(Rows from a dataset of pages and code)

[BEGIN]

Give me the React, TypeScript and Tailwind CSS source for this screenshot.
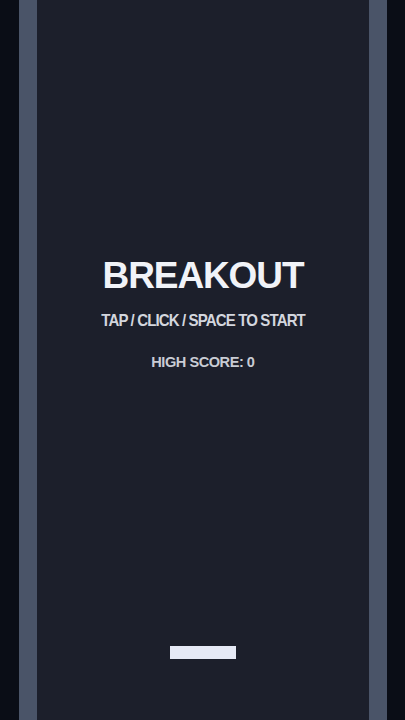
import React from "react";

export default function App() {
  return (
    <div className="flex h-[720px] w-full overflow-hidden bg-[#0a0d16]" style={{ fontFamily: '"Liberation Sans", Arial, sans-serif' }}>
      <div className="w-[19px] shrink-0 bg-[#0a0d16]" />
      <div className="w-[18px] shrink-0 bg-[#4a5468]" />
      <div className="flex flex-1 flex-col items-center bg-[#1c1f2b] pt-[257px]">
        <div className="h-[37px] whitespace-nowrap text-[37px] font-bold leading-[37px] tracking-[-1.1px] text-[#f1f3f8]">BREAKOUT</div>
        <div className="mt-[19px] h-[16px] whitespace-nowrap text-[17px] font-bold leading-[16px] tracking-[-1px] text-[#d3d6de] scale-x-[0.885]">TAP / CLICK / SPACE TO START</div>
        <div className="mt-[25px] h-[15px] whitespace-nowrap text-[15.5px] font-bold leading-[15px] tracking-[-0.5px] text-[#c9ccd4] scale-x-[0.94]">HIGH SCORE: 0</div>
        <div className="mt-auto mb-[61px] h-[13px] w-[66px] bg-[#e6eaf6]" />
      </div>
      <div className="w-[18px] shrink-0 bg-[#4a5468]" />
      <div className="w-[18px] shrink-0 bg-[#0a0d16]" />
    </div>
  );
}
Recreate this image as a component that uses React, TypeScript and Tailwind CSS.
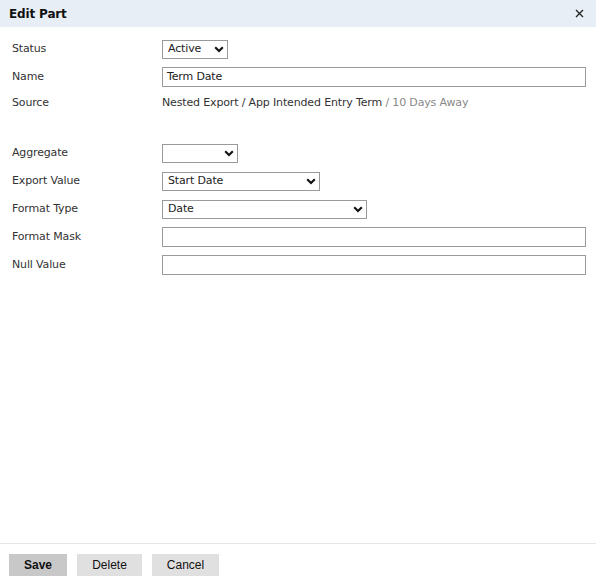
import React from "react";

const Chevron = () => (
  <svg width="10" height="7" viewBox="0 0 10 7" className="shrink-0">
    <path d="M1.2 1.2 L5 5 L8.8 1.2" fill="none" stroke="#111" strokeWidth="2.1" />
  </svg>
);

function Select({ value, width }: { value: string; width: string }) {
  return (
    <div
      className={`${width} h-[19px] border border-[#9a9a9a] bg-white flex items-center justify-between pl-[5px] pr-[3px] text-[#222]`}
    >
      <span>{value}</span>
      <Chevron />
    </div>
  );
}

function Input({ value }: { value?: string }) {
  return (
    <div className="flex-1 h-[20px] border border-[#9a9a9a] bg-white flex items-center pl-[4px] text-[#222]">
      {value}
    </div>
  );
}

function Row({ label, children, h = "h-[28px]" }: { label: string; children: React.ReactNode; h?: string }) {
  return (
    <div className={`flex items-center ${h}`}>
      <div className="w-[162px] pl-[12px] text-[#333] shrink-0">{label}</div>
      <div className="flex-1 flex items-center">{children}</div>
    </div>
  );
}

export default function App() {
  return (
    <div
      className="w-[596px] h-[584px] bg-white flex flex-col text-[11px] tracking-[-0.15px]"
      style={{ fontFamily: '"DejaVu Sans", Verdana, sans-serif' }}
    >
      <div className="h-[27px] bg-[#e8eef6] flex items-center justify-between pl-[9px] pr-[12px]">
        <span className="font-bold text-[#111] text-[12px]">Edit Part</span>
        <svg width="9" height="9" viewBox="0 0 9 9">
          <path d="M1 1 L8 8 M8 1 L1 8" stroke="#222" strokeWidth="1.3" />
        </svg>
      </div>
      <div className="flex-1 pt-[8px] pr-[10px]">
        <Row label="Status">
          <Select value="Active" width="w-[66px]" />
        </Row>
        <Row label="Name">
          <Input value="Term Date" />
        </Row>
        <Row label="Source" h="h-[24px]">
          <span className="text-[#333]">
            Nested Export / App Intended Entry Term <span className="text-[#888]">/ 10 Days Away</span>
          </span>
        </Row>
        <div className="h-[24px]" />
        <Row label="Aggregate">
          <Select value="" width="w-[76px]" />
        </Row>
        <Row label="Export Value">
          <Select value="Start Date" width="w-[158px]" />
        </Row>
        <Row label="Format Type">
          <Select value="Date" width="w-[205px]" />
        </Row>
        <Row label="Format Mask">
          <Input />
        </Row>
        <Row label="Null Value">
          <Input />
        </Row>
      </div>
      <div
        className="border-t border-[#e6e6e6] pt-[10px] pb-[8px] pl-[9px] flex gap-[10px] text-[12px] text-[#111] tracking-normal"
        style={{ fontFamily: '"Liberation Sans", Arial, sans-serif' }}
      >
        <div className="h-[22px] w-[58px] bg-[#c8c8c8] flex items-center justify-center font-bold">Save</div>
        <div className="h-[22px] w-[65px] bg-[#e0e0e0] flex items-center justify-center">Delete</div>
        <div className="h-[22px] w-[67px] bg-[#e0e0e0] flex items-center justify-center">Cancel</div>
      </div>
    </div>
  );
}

[END]

Each entry should be repeated exactly as it appears; the pictures stay out.

Give me the React, TypeScript and Tailwind CSS source for this screenshot.
import React from "react";

export default function App() {
  return (
    <div className="flex h-[720px] w-full overflow-hidden bg-[#0a0d16]" style={{ fontFamily: '"Liberation Sans", Arial, sans-serif' }}>
      <div className="w-[19px] shrink-0 bg-[#0a0d16]" />
      <div className="w-[18px] shrink-0 bg-[#4a5468]" />
      <div className="flex flex-1 flex-col items-center bg-[#1c1f2b] pt-[257px]">
        <div className="h-[37px] whitespace-nowrap text-[37px] font-bold leading-[37px] tracking-[-1.1px] text-[#f1f3f8]">BREAKOUT</div>
        <div className="mt-[19px] h-[16px] whitespace-nowrap text-[17px] font-bold leading-[16px] tracking-[-1px] text-[#d3d6de] scale-x-[0.885]">TAP / CLICK / SPACE TO START</div>
        <div className="mt-[25px] h-[15px] whitespace-nowrap text-[15.5px] font-bold leading-[15px] tracking-[-0.5px] text-[#c9ccd4] scale-x-[0.94]">HIGH SCORE: 0</div>
        <div className="mt-auto mb-[61px] h-[13px] w-[66px] bg-[#e6eaf6]" />
      </div>
      <div className="w-[18px] shrink-0 bg-[#4a5468]" />
      <div className="w-[18px] shrink-0 bg-[#0a0d16]" />
    </div>
  );
}
Recreate this image as a component that uses React, TypeScript and Tailwind CSS.
import React from "react";

const Chevron = () => (
  <svg width="10" height="7" viewBox="0 0 10 7" className="shrink-0">
    <path d="M1.2 1.2 L5 5 L8.8 1.2" fill="none" stroke="#111" strokeWidth="2.1" />
  </svg>
);

function Select({ value, width }: { value: string; width: string }) {
  return (
    <div
      className={`${width} h-[19px] border border-[#9a9a9a] bg-white flex items-center justify-between pl-[5px] pr-[3px] text-[#222]`}
    >
      <span>{value}</span>
      <Chevron />
    </div>
  );
}

function Input({ value }: { value?: string }) {
  return (
    <div className="flex-1 h-[20px] border border-[#9a9a9a] bg-white flex items-center pl-[4px] text-[#222]">
      {value}
    </div>
  );
}

function Row({ label, children, h = "h-[28px]" }: { label: string; children: React.ReactNode; h?: string }) {
  return (
    <div className={`flex items-center ${h}`}>
      <div className="w-[162px] pl-[12px] text-[#333] shrink-0">{label}</div>
      <div className="flex-1 flex items-center">{children}</div>
    </div>
  );
}

export default function App() {
  return (
    <div
      className="w-[596px] h-[584px] bg-white flex flex-col text-[11px] tracking-[-0.15px]"
      style={{ fontFamily: '"DejaVu Sans", Verdana, sans-serif' }}
    >
      <div className="h-[27px] bg-[#e8eef6] flex items-center justify-between pl-[9px] pr-[12px]">
        <span className="font-bold text-[#111] text-[12px]">Edit Part</span>
        <svg width="9" height="9" viewBox="0 0 9 9">
          <path d="M1 1 L8 8 M8 1 L1 8" stroke="#222" strokeWidth="1.3" />
        </svg>
      </div>
      <div className="flex-1 pt-[8px] pr-[10px]">
        <Row label="Status">
          <Select value="Active" width="w-[66px]" />
        </Row>
        <Row label="Name">
          <Input value="Term Date" />
        </Row>
        <Row label="Source" h="h-[24px]">
          <span className="text-[#333]">
            Nested Export / App Intended Entry Term <span className="text-[#888]">/ 10 Days Away</span>
          </span>
        </Row>
        <div className="h-[24px]" />
        <Row label="Aggregate">
          <Select value="" width="w-[76px]" />
        </Row>
        <Row label="Export Value">
          <Select value="Start Date" width="w-[158px]" />
        </Row>
        <Row label="Format Type">
          <Select value="Date" width="w-[205px]" />
        </Row>
        <Row label="Format Mask">
          <Input />
        </Row>
        <Row label="Null Value">
          <Input />
        </Row>
      </div>
      <div
        className="border-t border-[#e6e6e6] pt-[10px] pb-[8px] pl-[9px] flex gap-[10px] text-[12px] text-[#111] tracking-normal"
        style={{ fontFamily: '"Liberation Sans", Arial, sans-serif' }}
      >
        <div className="h-[22px] w-[58px] bg-[#c8c8c8] flex items-center justify-center font-bold">Save</div>
        <div className="h-[22px] w-[65px] bg-[#e0e0e0] flex items-center justify-center">Delete</div>
        <div className="h-[22px] w-[67px] bg-[#e0e0e0] flex items-center justify-center">Cancel</div>
      </div>
    </div>
  );
}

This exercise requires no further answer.